La supplémentation vitaminique et la surveillance biologique sont indispensables et adaptées aux spécificités de la grossesse. Compte tenu de l’absence de normes pour les micronutri­ments pendant la grossesse et de la baisse physiologique de la plupart de leurs concentrations de 15 à 30 % au fil des trimestres, il convient de ne supplémenter qu'en cas de résultats inférieurs à cette diminution physiologique. Des suppléments et des dosages systématiques sont recommandés (tableaux 1 et 2). Le chirurgien est finalement peu impliqué pendant la grossesse mais doit être identifié en amont pour un recours immédiat en cas de complication. Les recommandations préconisent d’attendre au moins douze mois après l’intervention pour débuter une grossesse, afin que le poids soit relativement stable et que les carences soient corrigées. Cela suppose une contraception efficace dès la période préopératoire.
Les femmes en âge de procréer opérées doivent être informées de la nécessité de programmer leur grossesse (consultation préconceptionnelle idéalement), et en cas de grossesse, de signaler leur antécédent de chirurgie bariatrique à tous les professionnels de soins, afin d’optimiser la prise en charge spécifique et pluridisciplinaire de ces situations à risque. Une courte vidéo est librement accessible à cet effet : https://www.youtube.com/watch?v=bNaKc5FgwmE.
Les données, actuellement rassurantes, doivent maintenant être complétées par des études de cohorte chez les enfants nés après chirurgie bariatrique. 

Références

1. Ciangura C, Coupaye M, Deruelle P, Gascoin G, Calabrese D, Cosson E, et al. Clinical practice guidelines for childbearing female candidates for bariatric surgery, pregnancy, and post-partum management after bariatric surgery. Obes Surg 2019;29:3722-34.
2. Shawe J, Ceulemans D, Akhter Z, Neff K, Hart K, Heslehurst N, et al. Pregnancy after bariatric surgery: Consensus recommendations for periconception, antenatal and postnatal care. Obes Rev 2019;20:1507-22.
3. Kwong W, Tomlinson G, Feig DS. Maternal and neonatal outcomes after bariatric surgery; a systematic review and meta-analysis: do the benefits outweigh the risks? Am J Obstet Gynecol 2018; 218:573‑80.
4. National institute of Health. Weight Gain During Pregnancy: Reexamining the guidelines. Rasmussen KM, Yaktine AL, editors. Institute of Medicine (US) and National Research Council (US) Committee to Reexamine IOM Pregnancy Weight Guidelines.

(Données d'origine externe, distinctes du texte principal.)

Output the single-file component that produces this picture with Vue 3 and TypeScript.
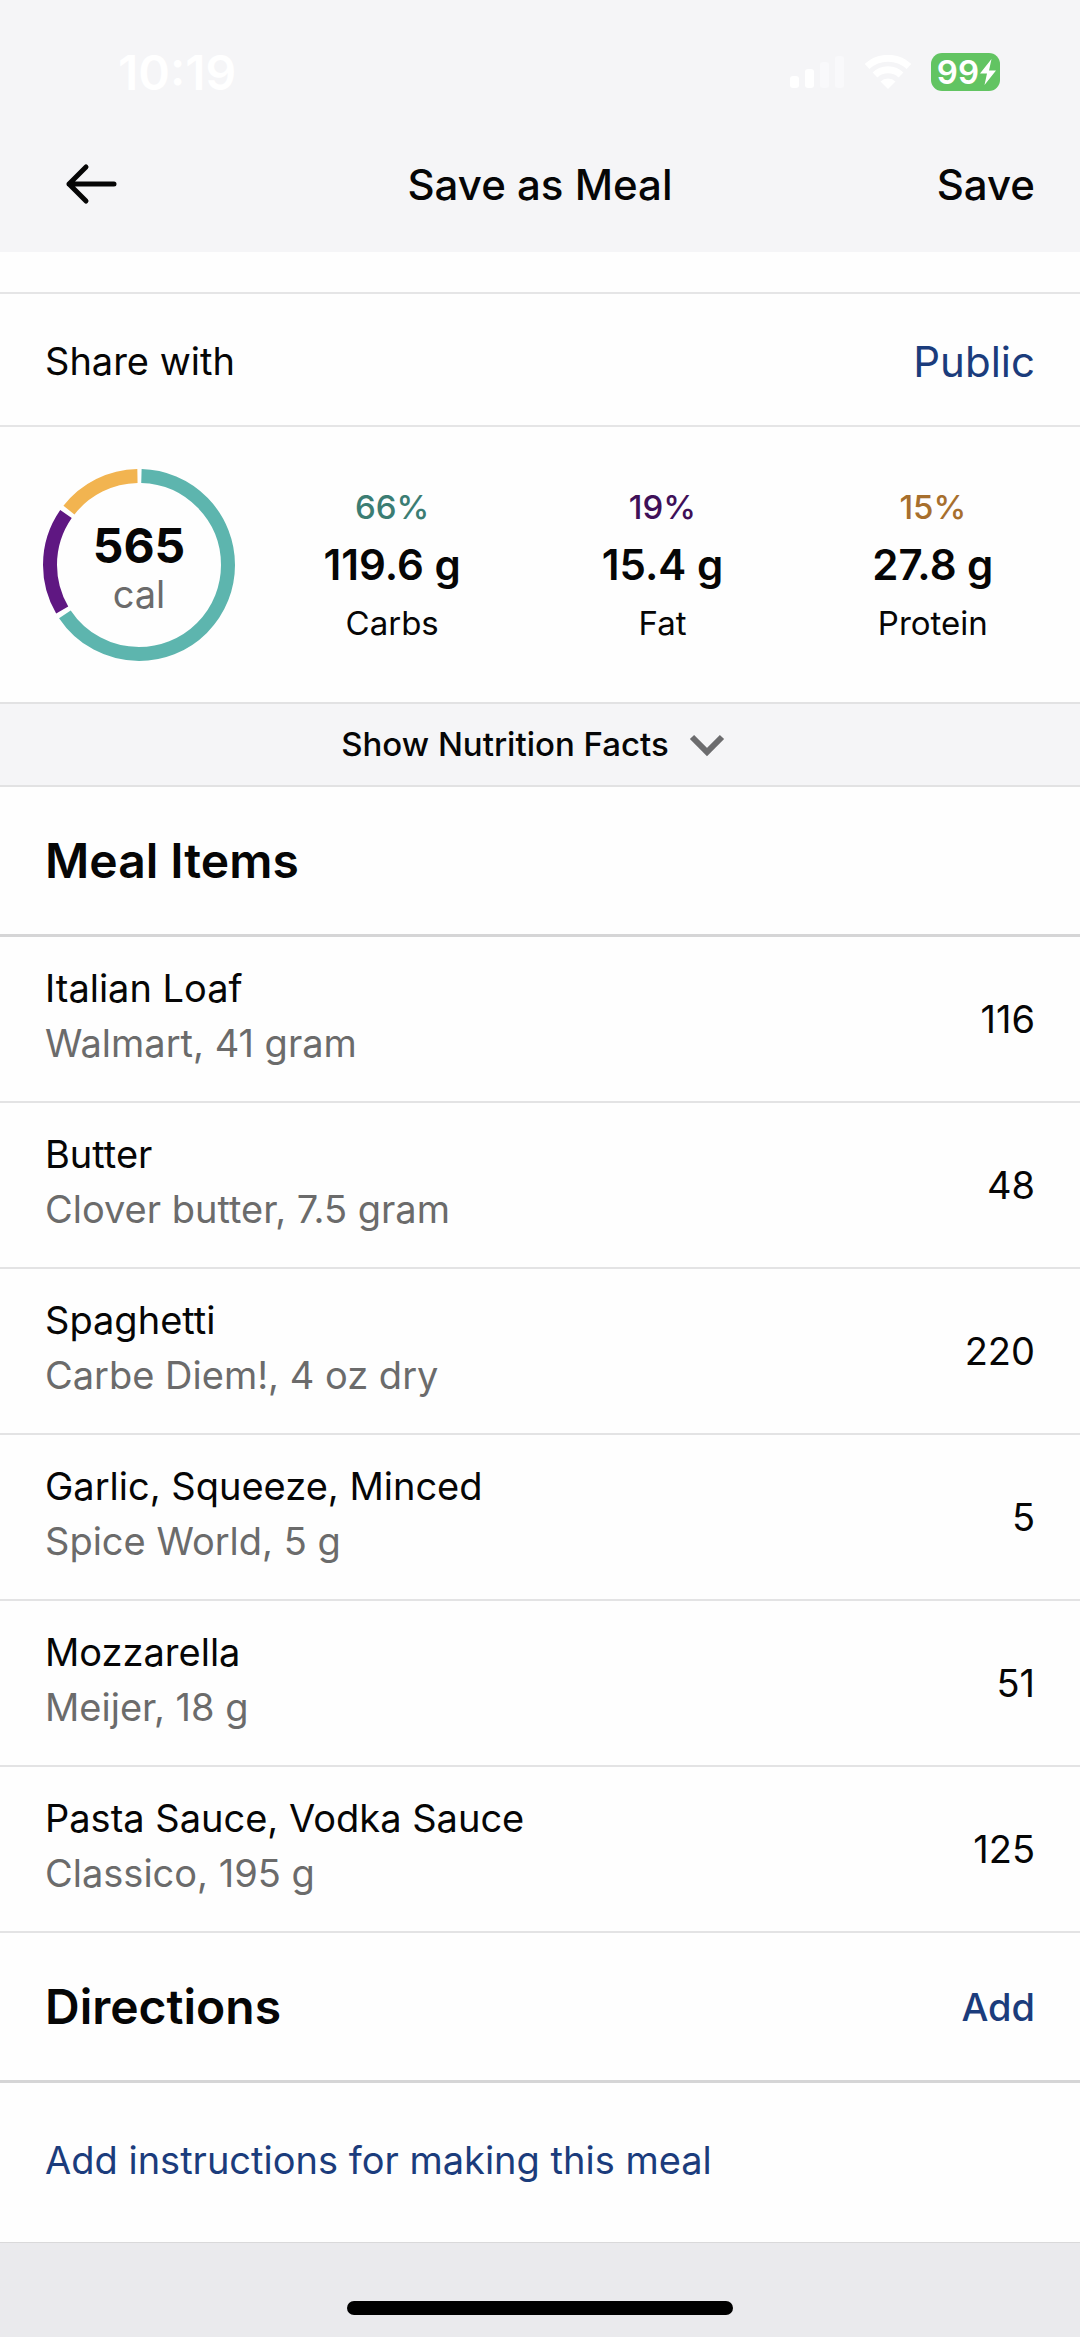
<script setup lang="ts">
import { computed, ref } from 'vue'

interface Macro {
  name: string
  percent: number
  grams: string
  tone: 'carbs' | 'fat' | 'protein'
}

interface MealItem {
  name: string
  detail: string
  calories: number
}

const calories = 565
const visibility = ref('Public')

const macros: Macro[] = [
  { name: 'Carbs', percent: 66, grams: '119.6 g', tone: 'carbs' },
  { name: 'Fat', percent: 19, grams: '15.4 g', tone: 'fat' },
  { name: 'Protein', percent: 15, grams: '27.8 g', tone: 'protein' },
]

const items: MealItem[] = [
  { name: 'Italian Loaf', detail: 'Walmart, 41 gram', calories: 116 },
  { name: 'Butter', detail: 'Clover butter, 7.5 gram', calories: 48 },
  { name: 'Spaghetti', detail: 'Carbe Diem!, 4 oz dry', calories: 220 },
  { name: 'Garlic, Squeeze, Minced', detail: 'Spice World, 5 g', calories: 5 },
  { name: 'Mozzarella', detail: 'Meijer, 18 g', calories: 51 },
  { name: 'Pasta Sauce, Vodka Sauce', detail: 'Classico, 195 g', calories: 125 },
]

const RADIUS = 89
const GAP = 5

// Each macro becomes one dash on the ring, with half a gap left at both ends.
const arcs = computed(() => {
  const length = 2 * Math.PI * RADIUS
  let start = 0
  return macros.map((m) => {
    const share = (m.percent / 100) * length
    const arc = {
      tone: m.tone,
      dash: `${share - GAP} ${length - share + GAP}`,
      offset: -(start + GAP / 2),
    }
    start += share
    return arc
  })
})
</script>

<template>
  <div class="screen">
    <header class="top">
      <div class="status">
        <span class="time">10:19</span>
        <div class="indicators">
          <svg class="signal" viewBox="0 0 56 34" aria-hidden="true">
            <rect x="1" y="21" width="9" height="12" rx="3" />
            <rect x="16" y="14" width="9" height="19" rx="3" />
            <rect class="off" x="31" y="7" width="9" height="26" rx="3" />
            <rect class="off" x="46" y="1" width="9" height="32" rx="3" />
          </svg>
          <svg class="wifi" viewBox="0 0 48 34" aria-hidden="true">
            <path d="M3 11.500A31 31 0 0 1 45 11.500" />
            <path d="M11 20A19 19 0 0 1 37 20" />
            <path class="dot" d="M24 34L16.500 26.500A11 11 0 0 1 31.500 26.500Z" />
          </svg>
          <span class="battery">
            99
            <svg class="bolt" viewBox="0 0 16 28" aria-hidden="true">
              <path d="M11.500 1L0 15.500H7L4.500 27L16 12.500H9Z" />
            </svg>
          </span>
        </div>
      </div>
      <nav class="nav">
        <button class="back" type="button" aria-label="Back">
          <svg viewBox="0 0 52 44" aria-hidden="true">
            <path d="M49 22H4M21 5L4 22L21 39" />
          </svg>
        </button>
        <h1 class="title">Save as Meal</h1>
        <button class="save" type="button">Save</button>
      </nav>
    </header>

    <main class="content">
      <section class="share">
        <span id="share-label" class="body">Share with</span>
        <button class="visibility" type="button" aria-describedby="share-label">{{ visibility }}</button>
      </section>

      <section class="summary">
        <div class="ring">
          <svg viewBox="0 0 192 192" aria-hidden="true">
            <circle
              v-for="arc in arcs"
              :key="arc.tone"
              :class="['arc', arc.tone]"
              cx="96"
              cy="96"
              :r="RADIUS"
              :stroke-dasharray="arc.dash"
              :stroke-dashoffset="arc.offset"
            />
          </svg>
          <div class="total">
            <strong>{{ calories }}</strong>
            <span>cal</span>
          </div>
        </div>
        <div class="macros">
          <div v-for="m in macros" :key="m.name" class="macro">
            <span :class="['percent', m.tone]">{{ m.percent }}%</span>
            <span class="grams">{{ m.grams }}</span>
            <span class="name">{{ m.name }}</span>
          </div>
        </div>
      </section>

      <button class="facts" type="button">
        Show Nutrition Facts
        <svg viewBox="0 0 64 32" aria-hidden="true">
          <path d="M17 8L32 23L47 8" />
        </svg>
      </button>

      <section>
        <div class="heading">
          <h2>Meal Items</h2>
        </div>
        <ul class="items">
          <li v-for="item in items" :key="item.name" class="item">
            <div class="label">
              <span class="body">{{ item.name }}</span>
              <span class="body muted">{{ item.detail }}</span>
            </div>
            <span class="body">{{ item.calories }}</span>
          </li>
        </ul>
      </section>

      <section>
        <div class="heading">
          <h2>Directions</h2>
          <button class="add" type="button">Add</button>
        </div>
        <button class="instructions" type="button">Add instructions for making this meal</button>
      </section>
    </main>

    <footer class="bottom">
      <div class="home"></div>
    </footer>
  </div>
</template>

<style>
body {
  margin: 0;
}
</style>

<style scoped>
.screen {
  display: flex;
  flex-direction: column;
  min-height: 100vh;
  background: #fefefe;
  color: #060606;
  font-family: Inter, "Liberation Sans", sans-serif;
  font-size: 38px;
}

button {
  margin: 0;
  padding: 0;
  border: 0;
  background: none;
  color: inherit;
  font: inherit;
  cursor: pointer;
}

svg {
  display: block;
}

.top {
  padding-bottom: 28px;
  background: #f5f5f7;
}

.status {
  display: flex;
  align-items: center;
  justify-content: space-between;
  height: 144px;
  padding: 0 80px 0 118px;
  box-sizing: border-box;
}

.time {
  color: #fff;
  font-size: 48px;
  font-weight: 600;
}

.indicators {
  display: flex;
  align-items: center;
  gap: 19px;
}

.signal {
  width: 56px;
  height: 34px;
  fill: #fff;
}

.signal .off {
  fill: #f9f9fb;
}

.wifi {
  width: 48px;
  height: 34px;
  fill: none;
  stroke: #fff;
  stroke-width: 7;
}

.wifi .dot {
  fill: #fff;
  stroke: none;
}

.battery {
  display: flex;
  align-items: center;
  gap: 1px;
  height: 38px;
  padding: 0 4px 0 6px;
  border-radius: 11px;
  background: #62c462;
  color: #fff;
  font-size: 33px;
  font-weight: 600;
}

.bolt {
  width: 16px;
  height: 28px;
  fill: #fff;
}

.nav {
  display: grid;
  grid-template-columns: 1fr auto 1fr;
  align-items: center;
  height: 80px;
  padding: 0 45px 0 65px;
}

.back svg {
  width: 52px;
  height: 44px;
  fill: none;
  stroke: #060606;
  stroke-width: 5;
  stroke-linecap: round;
  stroke-linejoin: round;
}

.back {
  justify-self: start;
}

.title {
  margin: 0 20px 0 0;
  font-size: 42px;
  font-weight: 500;
}

.save {
  justify-self: end;
  font-size: 42px;
  font-weight: 500;
}

.body {
  line-height: 55px;
}

.share {
  display: flex;
  align-items: center;
  justify-content: space-between;
  margin-top: 40px;
  padding: 40px 45px 36px;
  border-top: 2px solid #e5e5e6;
  border-bottom: 2px solid #e5e5e6;
}

.visibility {
  color: #1b3c7c;
  font-size: 42px;
  line-height: 55px;
}

.summary {
  display: flex;
  align-items: center;
  padding: 42px 12px 41px 43px;
}

.ring {
  display: grid;
  flex: none;
  width: 192px;
  height: 192px;
}

.ring > * {
  grid-area: 1 / 1;
}

.arc {
  fill: none;
  stroke-width: 14;
  transform: rotate(-90deg);
  transform-origin: center;
}

.arc.carbs {
  stroke: #5db5ae;
}

.arc.fat {
  stroke: #5f1782;
}

.arc.protein {
  stroke: #f2b450;
}

.total {
  display: flex;
  flex-direction: column;
  align-items: center;
  justify-content: center;
  padding-top: 10px;
  line-height: 48px;
}

.total strong {
  font-size: 48px;
  font-weight: 700;
}

.total span {
  color: #6b6b6b;
}

.macros {
  display: grid;
  flex: 1;
  grid-template-columns: repeat(3, 1fr);
  margin-left: 22px;
}

.macro {
  display: flex;
  flex-direction: column;
  align-items: center;
  font-size: 33px;
  line-height: 58px;
}

.grams {
  font-size: 42px;
  font-weight: 600;
}

.percent {
  font-weight: 500;
}

.percent.carbs {
  color: #3b7d73;
}

.percent.fat {
  color: #3f1058;
}

.percent.protein {
  color: #a76f2d;
}

.facts {
  display: flex;
  align-items: center;
  justify-content: center;
  gap: 6px;
  width: 100%;
  padding: 20px 0;
  border-top: 2px solid #e2e2e3;
  border-bottom: 2px solid #e2e2e3;
  background: #f5f5f7;
  font-size: 33px;
  font-weight: 500;
  line-height: 41px;
}

.facts svg {
  width: 64px;
  height: 32px;
  fill: none;
  stroke: #6c6c6e;
  stroke-width: 6;
}

.heading {
  display: flex;
  align-items: center;
  justify-content: space-between;
  padding: 44px 45px 43px;
  border-bottom: 3px solid #d5d5d6;
  line-height: 60px;
}

.heading h2 {
  margin: 0;
  font-size: 48px;
  font-weight: 600;
}

.add {
  color: #1b3c7c;
  font-weight: 500;
}

.items {
  margin: 0;
  padding: 0;
  list-style: none;
}

.item {
  display: flex;
  align-items: center;
  justify-content: space-between;
  padding: 24px 45px;
  border-bottom: 2px solid #e3e3e4;
}

.label {
  display: flex;
  flex-direction: column;
  padding-bottom: 6px;
}

.muted {
  color: #6b6b6b;
}

.instructions {
  display: block;
  width: 100%;
  padding: 50px 45px 54px;
  color: #1b3c7c;
  line-height: 55px;
  text-align: left;
}

.bottom {
  display: flex;
  flex: 1;
  align-items: flex-end;
  justify-content: center;
  padding-bottom: 22px;
  border-top: 1px solid #d9d9da;
  background: #eaeaed;
}

.home {
  width: 386px;
  height: 14px;
  margin-top: 48px;
  border-radius: 7px;
  background: #000;
}
</style>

Washington: National Academies Press; 2009.
5. Coupaye M, Legardeur H, Sami O, Calabrese D, Mandelbrot L, Ledoux S. Impact of Roux-en-Y gastric bypass and sleeve gastrectomy on fetal growth and relationship with maternal nutritional status. Surg Obes Relat Dis. 2018;14:1488-94.
6. Jans G, Matthys C, Bogaerts A, Lannoo M, Verhaeghe J, Van der Schueren B, et al. Maternal micronutrient deficiencies and related adverse neonatal outcomes after bariatric surgery: a systematic review. Adv Nutr 2015;6:420‑9.